Kerberos behind load balancer?
Frank Cusack
fcusack at fcusack.com
Wed Oct 6 01:23:41 EDT 2004
On Wed, 6 Oct 2004 03:59:35 +0000 (UTC) jthardy at uta.edu (Jason T Hardy) wrote:
> Sam,
>
> Actually, a load balancer simplifies client deployment in our case (we
> can't utilize DNS load balancing on our campus). We can, with a load
Don't need DNS load balancing (and it's broken anyway).
> balancer, have all of the KDC's share one hostname. Our kadmin server
> can also share that hostname.
>
> kerberos:88 -> points to our KDC's
> kerberos:749 -> point to our admin server
Isn't that broken? You can't load balance the admin server because
MIT isn't multi-master. For DR it's just as easy to bring up a new
server with the old server's IP.
> Further, we can bring systems up/down or add/remove new systems without
> requiring modifications to the client configurations.

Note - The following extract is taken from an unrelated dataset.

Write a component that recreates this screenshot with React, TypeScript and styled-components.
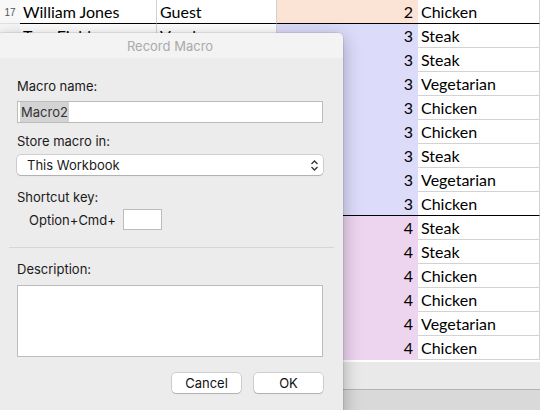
import React from 'react'
import styled, { createGlobalStyle } from 'styled-components'

type Fill = 'white' | 'peach' | 'lavender' | 'pink'

type SheetRow = {
    num?: string
    name?: string
    kind?: string
    group: string
    meal: string
    fill: Fill
    edge?: boolean
}

const fills: Record<Fill, string> = {
    white: '#ffffff',
    peach: '#fbe3d6',
    lavender: '#dcdcfa',
    pink: '#edd4ef',
}

// rows below 18 sit under the dialog, so their name columns stay empty
const rows: SheetRow[] = [
    { num: '17', name: 'William Jones', kind: 'Guest', group: '2', meal: 'Chicken', fill: 'peach', edge: true },
    { name: 'Tom Fields', kind: 'Vendor', group: '3', meal: 'Steak', fill: 'lavender' },
    { group: '3', meal: 'Steak', fill: 'lavender' },
    { group: '3', meal: 'Vegetarian', fill: 'lavender' },
    { group: '3', meal: 'Chicken', fill: 'lavender' },
    { group: '3', meal: 'Chicken', fill: 'lavender' },
    { group: '3', meal: 'Steak', fill: 'lavender' },
    { group: '3', meal: 'Vegetarian', fill: 'lavender' },
    { group: '3', meal: 'Chicken', fill: 'lavender', edge: true },
    { group: '4', meal: 'Steak', fill: 'pink' },
    { group: '4', meal: 'Steak', fill: 'pink' },
    { group: '4', meal: 'Chicken', fill: 'pink' },
    { group: '4', meal: 'Chicken', fill: 'pink' },
    { group: '4', meal: 'Vegetarian', fill: 'pink' },
    { group: '4', meal: 'Chicken', fill: 'pink' },
]

const Chevrons = () => (
    <svg width="9" height="13" viewBox="0 0 9 13">
        <path d="M1.5 5 L4.5 2 L7.5 5" fill="none" stroke="#333" strokeWidth="1.3" />
        <path d="M1.5 8 L4.5 11 L7.5 8" fill="none" stroke="#333" strokeWidth="1.3" />
    </svg>
)

const App = () => {
  return (
    <>
        <GlobalStyle />
        <Page>
            <Sheet>
                {rows.map((r, i) => (
                    <Row key={i}>
                        <Header>{r.num}</Header>
                        <Cell $edge={r.edge} $lined>{r.name}</Cell>
                        <Cell $edge={r.edge} $lined>{r.kind}</Cell>
                        <Cell $edge={r.edge} $fill={r.fill} $right>{r.group}</Cell>
                        <Cell $edge={r.edge} $lined>{r.meal}</Cell>
                    </Row>
                ))}
            </Sheet>
            <TabStrip />
            <StatusStrip />

            <Dialog>
                <TitleBar>Record Macro</TitleBar>
                <Body>
                    <Label $top={0}>Macro name:</Label>
                    <TextField $top={7}>
                        <Selected>Macro2</Selected>
                    </TextField>
                    <Label $top={10}>Store macro in:</Label>
                    <Select $top={6}>
                        <span>This Workbook</span>
                        <Chevrons />
                    </Select>
                    <Label $top={14}>Shortcut key:</Label>
                    <ShortcutRow>
                        <span>Option+Cmd+</span>
                        <KeyBox />
                    </ShortcutRow>
                    <Separator />
                    <Label $top={13}>Description:</Label>
                    <TextArea />
                    <Buttons>
                        <Button>Cancel</Button>
                        <Button>OK</Button>
                    </Buttons>
                </Body>
            </Dialog>
        </Page>
    </>
  )
}

export default App

const GlobalStyle = createGlobalStyle`
    html, body {
        margin: 0;
        padding: 0;
        background: #ffffff;
        overflow: hidden;
    }
`
const Page = styled.div`
    position: relative;
    width: 540px;
    height: 410px;
    overflow: hidden;
    background: #d9d9d9;
`
const Sheet = styled.div`
    display: flex;
    flex-direction: column;
    background: #ffffff;
    padding-bottom: 2px;
`
const Row = styled.div`
    display: grid;
    grid-template-columns: 20px 137px 120px 141px 122px;
    height: 24px;
`
const Header = styled.div`
    box-sizing: border-box;
    background: #f8f8f8;
    border-bottom: 1px solid #e2e2e2;
    font-family: "Liberation Sans", Arial, sans-serif;
    font-size: 10px;
    color: #555;
    display: flex;
    align-items: center;
    justify-content: center;
    padding-top: 2px;
`
const Cell = styled.div<{ $fill?: Fill; $edge?: boolean; $lined?: boolean; $right?: boolean }>`
    box-sizing: border-box;
    background: ${p => fills[p.$fill ?? 'white']};
    border-bottom: 1px solid ${p => p.$edge ? '#000000' : p.$lined ? '#d2d2d2' : fills[p.$fill ?? 'white']};
    border-right: ${p => p.$lined ? '1px solid #d2d2d2' : 'none'};
    font-family: Lato, "Open Sans", sans-serif;
    font-size: 16px;
    color: #000;
    display: flex;
    align-items: center;
    justify-content: ${p => p.$right ? 'flex-end' : 'flex-start'};
    padding: 0 ${p => p.$right ? '5px' : '0'} 0 ${p => p.$right ? '0' : '3px'};
    white-space: nowrap;
    overflow: hidden;
`
const TabStrip = styled.div`
    height: 27px;
    background: #e9e9e9;
    border-bottom: 1px solid #b4b4b4;
`
const StatusStrip = styled.div`
    flex: 1;
    background: #d9d9d9;
`
const Dialog = styled.div`
    position: absolute;
    left: -3px;
    top: 33px;
    width: 346px;
    bottom: -10px;
    background: #ececec;
    border-radius: 5px 5px 0 0;
    box-shadow: 0 0 0 0.5px rgba(0, 0, 0, 0.15), 0 4px 18px rgba(0, 0, 0, 0.3);
    font-family: Inter, "Liberation Sans", sans-serif;
    font-size: 13px;
    color: #1a1a1a;
    display: flex;
    flex-direction: column;
`
const TitleBar = styled.div`
    height: 25px;
    border-radius: 5px 5px 0 0;
    background: #f3f3f3;
    color: #aaaaaa;
    display: flex;
    align-items: center;
    justify-content: center;
    font-size: 13px;
`
const Body = styled.div`
    display: flex;
    flex-direction: column;
    padding: 20px 20px 0 20px;
`
const Label = styled.div<{ $top: number }>`
    height: 16px;
    line-height: 16px;
    margin-top: ${p => p.$top}px;
`
const TextField = styled.div<{ $top: number }>`
    box-sizing: border-box;
    margin-top: ${p => p.$top}px;
    height: 22px;
    background: #fff;
    border: 1px solid #bcbcbc;
    display: flex;
    align-items: center;
    padding-left: 2px;
    color: #333;
`
const Selected = styled.span`
    background: #d3d3d3;
    padding: 1px 1px;
    line-height: 18px;
`
const Select = styled.div<{ $top: number }>`
    box-sizing: border-box;
    margin-top: ${p => p.$top}px;
    height: 20px;
    background: #fff;
    border-radius: 4px;
    box-shadow: 0 0 0 0.5px rgba(0, 0, 0, 0.25), 0 1px 1px rgba(0, 0, 0, 0.15);
    display: flex;
    align-items: center;
    justify-content: space-between;
    padding: 0 4px 0 10px;
`
const ShortcutRow = styled.div`
    margin-top: 4px;
    padding-left: 12px;
    display: flex;
    align-items: center;
    gap: 7px;
`
const KeyBox = styled.div`
    box-sizing: border-box;
    width: 39px;
    height: 21px;
    background: #fff;
    border: 1px solid #bcbcbc;
`
const Separator = styled.div`
    margin: 17px -11px 0 -8px;
    height: 1px;
    background: #d6d6d6;
`
const TextArea = styled.div`
    box-sizing: border-box;
    margin-top: 8px;
    height: 72px;
    background: #fff;
    border: 1px solid #bcbcbc;
`
const Buttons = styled.div`
    margin-top: 16px;
    display: flex;
    justify-content: flex-end;
    gap: 13px;
`
const Button = styled.div`
    box-sizing: border-box;
    width: 69px;
    height: 20px;
    background: #fff;
    border-radius: 4px;
    box-shadow: 0 0 0 0.5px rgba(0, 0, 0, 0.25), 0 1px 1px rgba(0, 0, 0, 0.15);
    display: flex;
    align-items: center;
    justify-content: center;
    color: #111;
`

True, but modern hardware can handle VERY VERY large numbers of clients.
krb5 requests are short and efficient for the most part. You shouldn't
need more than 3 IPs and you can even have them on 2 servers (reserving
the 3rd for future use if you don't want to maintain the extra HW).
If you use DNS SRV records you can also add new systems without client
config change. That's what we do.
The load balancer is simply another failure point.